In general, politically speaking, the fact that the Civil Code has been enacted is positive. We can, of course, discuss the insufficient length of the vacatio legis period, which now has resulted in the need to make relevant amendments. Unfortunately, the adoption of the laws was determined by political, rather than expert, pressures. This can be substantiated by exclamations made at that time, such as “Lawyers are lazy to learn a new text” (Justice Minister Dr Benešová) or “The text has been subjected to a high-quality review by experts” (Justice Minister Dr Pospíšil). We lawyers know that these words do not match the reality. Nevertheless, from the perspective of future legal development of the Czech society, both the Civil Code and the Companies Act advocate the standards of EU law by permitting and combining an unprecedented range of various concepts. This general quality must be appreciated, and what should be particularly emphasised is that it puts a definitive end to the dominance of socialist law. We can be happy that we finally have an opportunity to offer our clients adequate legal solutions in many situations, either (in particular) in the event of death or in other, purely notarial matters. All in all, the texts of the laws are not perfect in some details but the intention was good and the effort should be appreciated.

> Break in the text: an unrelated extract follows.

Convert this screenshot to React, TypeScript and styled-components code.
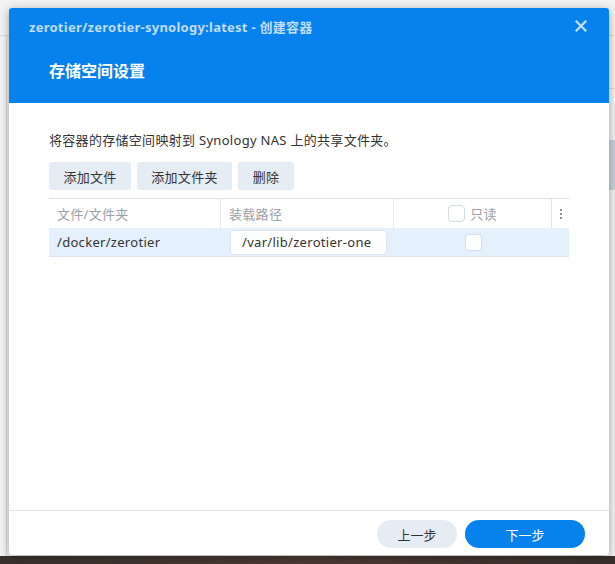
import React from "react";
import styled, { createGlobalStyle } from "styled-components";

const Global = createGlobalStyle`
  html, body { margin: 0; padding: 0; }
  body {
    width: 615px;
    height: 564px;
    overflow: hidden;
    font-family: "Noto Sans", "Noto Sans CJK SC", sans-serif;
    background: #f1f1f1;
  }
  * { box-sizing: border-box; }
`;

const Desktop = styled.div`
  position: relative;
  width: 615px;
  height: 564px;
  background:
    linear-gradient(#dcdcdc, #dcdcdc) 0 35px / 100% 1px no-repeat,
    linear-gradient(#dcdcdc, #dcdcdc) 608px 88px / 7px 1px no-repeat,
    linear-gradient(#c9d1da, #c9d1da) 608px 140px / 7px 50px no-repeat,
    linear-gradient(#dadada, #dadada) 6px 35px / 1px 530px no-repeat,
    #f3f3f3;
  padding: 8px 0 0 9px;
  &::after {
    content: "";
    position: absolute;
    left: 0;
    right: 0;
    bottom: 0;
    height: 8px;
    background: linear-gradient(90deg, #3a302c, #4a3a34 50%, #3a2f2b);
  }
`;

const Dialog = styled.div`
  position: relative;
  z-index: 1;
  width: 600px;
  height: 547px;
  background: #fff;
  border-radius: 3px;
  box-shadow: 0 2px 10px rgba(0, 0, 0, 0.35);
  display: flex;
  flex-direction: column;
  overflow: hidden;
`;

const Header = styled.div`
  height: 95px;
  background: #0782ed;
  display: flex;
  flex-direction: column;
  padding: 0 0 0 20px;
`;

const TitleBar = styled.div`
  height: 38px;
  display: flex;
  align-items: center;
  justify-content: space-between;
  padding-right: 22px;
  padding-bottom: 2px;
`;

const Title = styled.div`
  color: #bfdcfa;
  font-size: 13px;
  font-weight: 700;
  letter-spacing: 0.25px;
`;

const Close = styled.div`
  width: 12px;
  height: 12px;
  display: flex;
  svg { display: block; }
`;

const Subtitle = styled.div`
  color: #ffffff;
  font-size: 16px;
  font-weight: 700;
  padding-left: 20px;
  margin-top: 12px;
`;

const Body = styled.div`
  flex: 1;
  padding: 28px 40px 0 40px;
  display: flex;
  flex-direction: column;
  letter-spacing: 0.3px;
`;

const Desc = styled.div`
  font-size: 13px;
  color: #333;
  line-height: 18px;
`;

const Toolbar = styled.div`
  display: flex;
  gap: 6px;
  margin-top: 13px;
`;

const ToolButton = styled.button<{ $w: number }>`
  width: ${(p) => p.$w}px;
  height: 28px;
  border: none;
  border-radius: 3px;
  background: #e6ecf3;
  color: #333;
  font-family: inherit;
  font-size: 13px;
  letter-spacing: 0.3px;
  padding: 0;
`;

const Table = styled.div`
  margin-top: 8px;
  width: 520px;
  border-top: 1px solid #dde4eb;
`;

const Row = styled.div<{ $selected?: boolean }>`
  display: grid;
  grid-template-columns: 172px 173px 158px 17px;
  grid-template-rows: 1fr;
  height: 29px;
  background: ${(p) => (p.$selected ? "#e4f0fb" : "#fff")};
  border-bottom: ${(p) => (p.$selected ? "1px solid #dde4eb" : "none")};
`;

const HeadCell = styled.div<{ $center?: boolean; $last?: boolean }>`
  display: flex;
  align-items: center;
  justify-content: ${(p) => (p.$center ? "center" : "flex-start")};
  padding-left: ${(p) => (p.$center ? 0 : 8)}px;
  color: #9aa1a9;
  font-size: 13px;
  border-right: ${(p) => (p.$last ? "none" : "1px solid #e3e8ee")};
  gap: 5px;
  min-height: 0;
`;

const Cell = styled.div<{ $center?: boolean; $pad?: number }>`
  display: flex;
  align-items: center;
  justify-content: ${(p) => (p.$center ? "center" : "flex-start")};
  padding-left: ${(p) => p.$pad ?? 0}px;
  color: #333;
  font-size: 13px;
  min-height: 0;
`;

const PathInput = styled.div`
  width: 157px;
  height: 25px;
  background: #fff;
  border: 1px solid #dfe4ea;
  border-radius: 4px;
  display: flex;
  align-items: center;
  padding-left: 11px;
  font-size: 13px;
  color: #333;
  white-space: nowrap;
  overflow: hidden;
`;

const Check = styled.span`
  width: 17px;
  height: 17px;
  border: 1px solid #d3dce5;
  border-radius: 4px;
  background: #fff;
  display: inline-block;
  flex: none;
`;

const Dots = styled.div`
  display: flex;
  flex-direction: column;
  align-items: center;
  justify-content: center;
  gap: 2px;
  span {
    width: 2px;
    height: 2px;
    background: #8a9199;
  }
`;

const Footer = styled.div`
  height: 45px;
  border-top: 1px solid #dfe6ed;
  display: flex;
  align-items: flex-start;
  justify-content: flex-end;
  gap: 8px;
  padding: 9px 24px 0 0;
`;

const FootButton = styled.button<{ $primary?: boolean; $w: number }>`
  width: ${(p) => p.$w}px;
  height: 28px;
  border: none;
  border-radius: 14px;
  padding: 0;
  font-family: inherit;
  font-size: 13px;
  background: ${(p) => (p.$primary ? "#0782ed" : "#e6ecf3")};
  color: ${(p) => (p.$primary ? "#fff" : "#333")};
`;

export default function App() {
  return (
    <>
      <Global />
      <Desktop>
        <Dialog>
          <Header>
            <TitleBar>
              <Title>zerotier/zerotier-synology:latest - 创建容器</Title>
              <Close>
                <svg width="12" height="12" viewBox="0 0 12 12">
                  <path d="M1.5 1.5 L10.5 10.5 M10.5 1.5 L1.5 10.5" stroke="#c6e0fb" strokeWidth="2.2" strokeLinecap="square" />
                </svg>
              </Close>
            </TitleBar>
            <Subtitle>存储空间设置</Subtitle>
          </Header>
          <Body>
            <Desc>将容器的存储空间映射到 Synology NAS 上的共享文件夹。</Desc>
            <Toolbar>
              <ToolButton $w={82}>添加文件</ToolButton>
              <ToolButton $w={95}>添加文件夹</ToolButton>
              <ToolButton $w={56}>删除</ToolButton>
            </Toolbar>
            <Table>
              <Row>
                <HeadCell>文件/文件夹</HeadCell>
                <HeadCell>装载路径</HeadCell>
                <HeadCell $center>
                  <Check />
                  只读
                </HeadCell>
                <HeadCell $center $last>
                  <Dots>
                    <span />
                    <span />
                    <span />
                  </Dots>
                </HeadCell>
              </Row>
              <Row $selected>
                <Cell $pad={8}>/docker/zerotier</Cell>
                <Cell $pad={9}>
                  <PathInput>/var/lib/zerotier-one</PathInput>
                </Cell>
                <Cell $center>
                  <Check />
                </Cell>
                <Cell />
              </Row>
            </Table>
          </Body>
          <Footer>
            <FootButton $w={80}>上一步</FootButton>
            <FootButton $primary $w={120}>下一步</FootButton>
          </Footer>
        </Dialog>
      </Desktop>
    </>
  );
}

However, as for the application of the new legislation in daily legal (as well as notarial) practice, we may not look on the Civil Code or the Companies Act quite so favourably. Notaries are of the opinion that the texts were not, and for time reasons, could not be subjected to critical scrutiny by lawyers from practice. The legislation has deficiencies that prevent a non-conflicting and convincing application of the law and the phrasing of individual provisions has become a topic of discussions among professionals, often with a distorted purpose. We are unhappy with the quality of the legislative work. The legal community is keenly awaiting the promised first, technical amendment to the Civil Code that is to remove the most serious flaws. It is funny to hear the authors vigorously defending the existing texts and referring to future times when everything will be crystal clear and interpreting opinions of the courts will be available for practice.   

The speed at which the laws were adopted was sacrificed to quality. This was a political deal. However, there is no reason why we should accept a poor quality text as a necessary evil at the very beginning and not try to improve the situation forced upon us. This all can be best summed up as a failure.

During the preparations, it was said that the texts would be based on natural law, therefore more comprehensible to people and easier for day-to-day application. The opposite is true. It is surely not a fault of the authors that the only sentence from the Civil Code that has received the most of the media’s attention was “The animal is not a thing.” To me, the lucidity is best evidenced by the fact that I could set up a call centre in my notarial office that would answer questions raised by attorneys, bank lawyers, businessmen and other individuals (often representatives of housing cooperatives or unit owner associations). And what they all demand is the answer to questions arising between the lines of the new regulations. Or, in a worse case, they are unable to understand the text of the law at all.    

I was expressing my concerns over the quality of the newly adopted laws at a time when the authors kept trying to persuade us that the legislation was perfect and that we would have to wait many years for the decision-making practice of independent courts to establish – that is, wait for judgments that would clarify the controversial provisions.

Recently the political climate around the Civil Code and the Companies Act has changed, and a first amendment to both regulations is being prepared. I am glad that the texts have been criticised since the very beginning by Dr Čech as well as Dr Marvanová. Lately a very strong disapproval has been expressed by Prof Pelikánová (Právní rádce No. 7/2014, also at and Dr Drápal ( Opinions for discussion were presented by Dr Havel (Právní rádce No. 8/2014), along with occasional but matter-of-fact presentations by Dr Robert Pelikán in the media (such as DVTV online TV) and many other experts (such as Dr Baxa and Dr Lichovník) in specialist publications.  

At this point, I remember a meeting with my I.N.C. colleagues in Sofia, Bulgaria, in November 2013. I told them my doubts regarding the quality of the new laws and expressed my concerns about the uncertainty that lied ahead of us. A slight smile appeared on their faces when they learned that the new civil law regulation was not the result of a social consensus and wide public debate but of political pressures from right-wing parties. I was told that such a fundamental legal code cannot be adopted by force – for one thing, it is unworthy, and for another, it can be expected to destabilise the legal order of the country. To me, their words seem to be visionary now.

Let me add my last comment from the perspective of a practicing notary regarding the statement of the Institute of State and Law with the Czech Academy of Sciences of 3 September 2014. Thirty theorists have offered their expertise to the service of the state in order to jointly identify and analyse problem areas of the Civil Code. This initiative has been welcomed by the Justice Minister as a positive sign. However, I can only agree with the opinion of the theorists from a theoretical point of view and must strongly object from the practical view. Removing system errors as fast as possible is, in my opinion, not impetuous – instead, it is necessary unless we want to paralyse the few legal certainties of our state for many years. I must also express my disappointment at the presentation of the Civil Code ideas by some theorists, such as Messrs Korbel, Melzer, Tégl, and Bednář. To sum up: the shortcomings of the Civil Code bring back memories of the time when legislation was formulated in respect of investment funds, photovoltaic business, tunnelling of anything and coupon privatisation, and in particular – in particular – of those names… Will these words be visionary as those spoken by my colleagues in November 2013?

Considering the above, I trust that the amendment will help to improve the situation surrounding the Civil Code and the Companies Act and will give meaning to our work.